Used for ordinal categories, where there is a *clear order* (e.g., "Small" < "Medium" < "Large").

It converts each category to a single integer (0, 1, 2, 3...).

# Example:
class_mapping = {'First': 1, 'Second': 2, 'Third': 3}
df['class'] = df['class'].map(class_mapping)

Warning: Never use Ordinal Encoding on nominal data. You will trick your model into thinking "Spain" (e.g., 2) is twice as "important" as "France" (e.g., 1).


Topic 4: Feature Scaling & Transformation

Many models (like SVMs, KNNs, Neural Networks, and PCA) are sensitive to the *scale* of your features. If you have `Age` (0-100) and `Salary` (0-1,000,000), the `Salary` feature will dominate the model's calculations.

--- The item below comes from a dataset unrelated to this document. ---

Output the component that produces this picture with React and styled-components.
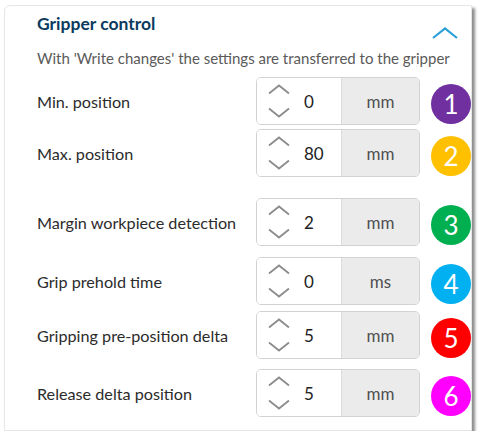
import styled, { createGlobalStyle } from 'styled-components';

const rows = [
  { label: 'Min. position', value: '0', unit: 'mm', badge: '1', color: '#7030a0', gap: 0 },
  { label: 'Max. position', value: '80', unit: 'mm', badge: '2', color: '#ffc000', gap: 4 },
  { label: 'Margin workpiece detection', value: '2', unit: 'mm', badge: '3', color: '#00b050', gap: 21 },
  { label: 'Grip prehold time', value: '0', unit: 'ms', badge: '4', color: '#00b0f0', gap: 11 },
  { label: 'Gripping pre-position delta', value: '5', unit: 'mm', badge: '5', color: '#ff0000', gap: 6 },
  { label: 'Release delta position', value: '5', unit: 'mm', badge: '6', color: '#ff00ff', gap: 10 }
];

const Chevron = ({ down }) => (
  <svg width="22" height="11" viewBox="0 0 22 11">
    <path
      d={down ? 'M1 1.5 L11 9.5 L21 1.5' : 'M1 9.5 L11 1.5 L21 9.5'}
      fill="none"
      stroke="#8c8c8c"
      strokeWidth="1.8"
    />
  </svg>
);

export default () => (
  <>
    <GlobalStyle />
    <Card>
      <Header>
        <Title>Gripper control</Title>
        <Collapse>
          <svg width="26" height="12" viewBox="0 0 26 12">
            <path d="M1 11 L13 1.5 L25 11" fill="none" stroke="#2a9fd8" strokeWidth="2.2" />
          </svg>
        </Collapse>
      </Header>
      <Hint>With 'Write changes' the settings are transferred to the gripper</Hint>
      <List>
        {rows.map(r => (
          <Row key={r.badge} $gap={r.gap}>
            <Label>{r.label}</Label>
            <Field>
              <Spinner>
                <Arrows>
                  <Chevron />
                  <Chevron down />
                </Arrows>
                <Value>{r.value}</Value>
              </Spinner>
              <Unit>{r.unit}</Unit>
            </Field>
            <Badge $color={r.color}>{r.badge}</Badge>
          </Row>
        ))}
      </List>
    </Card>
  </>
);

const GlobalStyle = createGlobalStyle`
  body {
    margin: 0;
    background: #fff;
    font-family: Lato, "Open Sans", sans-serif;
  }
`;

const Card = styled.div`
  margin: 5px 0 0 4px;
  width: 468px;
  height: 426px;
  box-sizing: border-box;
  background: #fff;
  border: 1px solid #e6e6e6;
  border-radius: 6px 0 0 0;
  box-shadow: 3px 3px 3px rgba(0, 0, 0, 0.45);
  padding: 6px 0 0 32px;
`;

const Header = styled.div`
  display: flex;
  align-items: flex-start;
  justify-content: space-between;
`;

const Title = styled.h2`
  margin: 0;
  font-size: 17.5px;
  font-weight: 700;
  line-height: 24px;
  color: #0b3a5e;
`;

const Collapse = styled.button`
  border: 0;
  background: none;
  padding: 0;
  margin: 15px 13px 0 0;
  display: flex;
`;

const Hint = styled.p`
  margin: 10px 0 0;
  font-size: 15px;
  line-height: 18px;
  color: #5a5a5a;
`;

const List = styled.div`
  display: flex;
  flex-direction: column;
  margin-top: 10px;
`;

const Row = styled.div`
  display: grid;
  grid-template-columns: 1fr 164px 40px;
  column-gap: 11px;
  align-items: center;
  height: 48px;
  margin-top: ${p => p.$gap}px;
`;

const Label = styled.span`
  font-size: 16.2px;
  color: #2b2b2b;
`;

const Field = styled.div`
  display: flex;
  height: 48px;
  box-sizing: border-box;
  border: 1px solid #d2d2d2;
  border-radius: 5px;
  overflow: hidden;
`;

const Spinner = styled.div`
  width: 84px;
  display: flex;
  align-items: center;
  background: #fff;
  padding-left: 11px;
  box-sizing: border-box;
`;

const Arrows = styled.div`
  display: flex;
  flex-direction: column;
  gap: 12px;
`;

const Value = styled.span`
  margin-left: 14px;
  font-size: 17px;
  color: #222;
`;

const Unit = styled.div`
  flex: 1;
  display: flex;
  align-items: center;
  justify-content: center;
  background: #ebebec;
  border-left: 1px solid #dcdcdc;
  font-size: 17px;
  color: #505050;
`;

const Badge = styled.div`
  width: 40px;
  height: 40px;
  margin-top: 5px;
  border-radius: 50%;
  background: ${p => p.$color};
  color: #fff;
  display: flex;
  align-items: center;
  justify-content: center;
  font-size: 26px;
`;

Note: Tree-based models (Decision Tree, Random Forest, Gradient Boosting) are *not* sensitive to feature scales, so you can skip this step for them.

Strategy 1: Standardization (StandardScaler)

This is the most common scaling method. It transforms your data to have a **mean of 0** and a **standard deviation of 1**.

It's best to use when your data is (mostly) normally distributed (a "bell curve"). It is not affected by outliers.

from sklearn.preprocessing import StandardScaler
scaler = StandardScaler()
X_train[['age', 'fare']] = scaler.fit_transform(X_train[['age', 'fare']])

Strategy 2: Normalization (MinMaxScaler)

This method scales all data to be within a specific range, usually **0 to 1**.

It's useful for models that expect data in this range (like neural networks) or when your data is clearly *not* normally distributed. It is highly sensitive to outliers.

from sklearn.preprocessing import MinMaxScaler
scaler = MinMaxScaler()
X_train[['age', 'fare']] = scaler.fit_transform(X_train[['age', 'fare']])

CRITICAL: `fit_transform` vs. `transform`

This is a vital concept. When you split your data into `X_train` and `X_test`:

  1. You `fit_transform()` the scaler on `X_train`. This learns the "rules" (the mean, max, etc.) from the training data *and* transforms it.
  2. You ONLY `transform()` the scaler on `X_test`. This applies the *exact same rules* it learned from the training data.

This prevents **Data Leakage**. Your test data must never influence your training process, and that includes the parameters of your scaler.